Weyer also seeks a direct relationship with suppliers and has visited the farms he sources from through Cafe Imports. Cafe Imports works with farms directly and compensates producers based on the quality score of their coffee. Cafe Imports places a high priority on education and has a team of agronomists who work with producers to increase cup quality and plant yield to inevitably create farms that are more resilient and profitable.
In a market that caters to trend seekers and comfort drinkers while navigating a global supply chain, it’s difficult to maintain transparency, but there are ways to engage in compassionate trade relationships like Van Dusen and Weyer. There are new platforms arising that encourage direct relationships in coffee, such as Algrano, which helps small-batch coffee producers like Henao connect with global buyers and sell beans through a streamlined logistics system.

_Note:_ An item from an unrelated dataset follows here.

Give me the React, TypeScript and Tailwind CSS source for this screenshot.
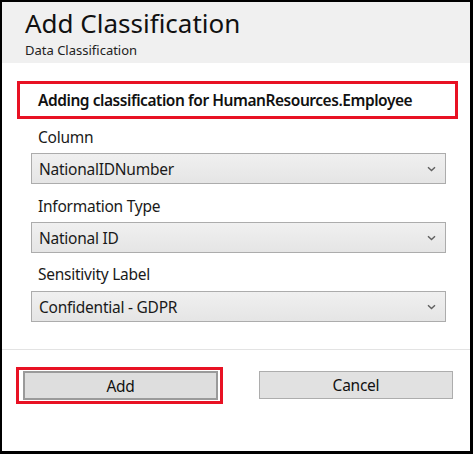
import React from "react";

function Chevron() {
  return (
    <svg width="9" height="6" viewBox="0 0 9 6" className="shrink-0">
      <path d="M1 1.2 L4.5 4.6 L8 1.2" fill="none" stroke="#606060" strokeWidth="1.4" />
    </svg>
  );
}

function Select({ value }: { value: string }) {
  return (
    <div className="ml-[29px] mr-[24px] h-[31px] border border-[#acacac] bg-linear-to-b from-[#f0f0f0] to-[#e5e5e5] flex items-center pl-[7px] pr-[9px]">
      <span className="flex-1 text-[15.5px] tracking-[-0.25px] leading-[20px] text-[#1a1a1a] whitespace-nowrap">{value}</span>
      <Chevron />
    </div>
  );
}

function Label({ text }: { text: string }) {
  return (
    <div className="pl-[36px] text-[15.5px] tracking-[-0.25px] leading-[20px] text-[#1a1a1a] whitespace-nowrap">
      {text}
    </div>
  );
}

export default function App() {
  return (
    <div className="w-[473px] h-[454px] bg-white border-black border-l-2 border-t-2 border-r-[3px] border-b-[3px] flex flex-col font-['Noto_Sans',sans-serif]">
      <div className="h-[61px] shrink-0 bg-[#f0f0f0] pl-[23px] pt-[4px]">
        <div className="text-[26px] leading-[34px] text-[#111] whitespace-nowrap">Add Classification</div>
        <div className="mt-[2px] text-[13px] leading-[17px] text-[#222] whitespace-nowrap">Data Classification</div>
      </div>
      <div className="flex-1 flex flex-col">
        <div className="mt-[18px] ml-[15px] mr-[12px] h-[38px] border-[3px] border-[#e81123] flex items-center pl-[18px]">
          <span className="text-[15.5px] tracking-[-0.45px] font-semibold text-[#111] leading-[20px] whitespace-nowrap">
            Adding classification for HumanResources.Employee
          </span>
        </div>
        <div className="mt-[8px]">
          <Label text="Column" />
        </div>
        <div className="mt-[6px]">
          <Select value="NationalIDNumber" />
        </div>
        <div className="mt-[12px]">
          <Label text="Information Type" />
        </div>
        <div className="mt-[6px]">
          <Select value="National ID" />
        </div>
        <div className="mt-[11px]">
          <Label text="Sensitivity Label" />
        </div>
        <div className="mt-[7px]">
          <Select value="Confidential - GDPR" />
        </div>
        <div className="mt-[27px] h-px bg-[#e3e3e3]" />
        <div className="flex items-start mt-[17px]">
          <div className="ml-[14px] w-[207px] h-[37px] border-[3px] border-[#e81123] pl-[4px] pt-[1px]">
            <button className="w-[195px] h-[29px] bg-[#dedede] border-2 border-[#9a9a9a] text-[15.5px] tracking-[-0.25px] leading-[20px] text-[#111] flex items-center justify-center">
              Add
            </button>
          </div>
          <button className="ml-[36px] mt-[4px] w-[194px] h-[28px] bg-[#e1e1e1] border border-[#adadad] text-[15.5px] tracking-[-0.25px] leading-[20px] text-[#111] flex items-center justify-center">
            Cancel
          </button>
        </div>
      </div>
    </div>
  );
}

With her specialty lot scoring above 85 on the Q-grade, it wouldn’t be difficult for Henao to find a market for her top-grade beans. But to focus her effort on the specialty beans, Henao would need to increase productivity. The answer could be found working with a co-op or emerging platform like Algrano. In a place as ripe with coffee as the Cauca region of Colombia, direct relationships could be the answer for many farmers.
I asked Van Dusen and Weyer the same question: What is the most important aspect of creating a more ethical coffee system? Weyer says, “It’s important we don’t step out of our lane. Those farmers have been farming that land for generations. They have a better idea of how to utilize and respect that place better than we ever will.”
Van Dusen adds, “Talking to people and building relationships humanizes the process.” When we form relationships with those we do business with, there is more incentive for each stakeholder to reap the benefits and continue to work together.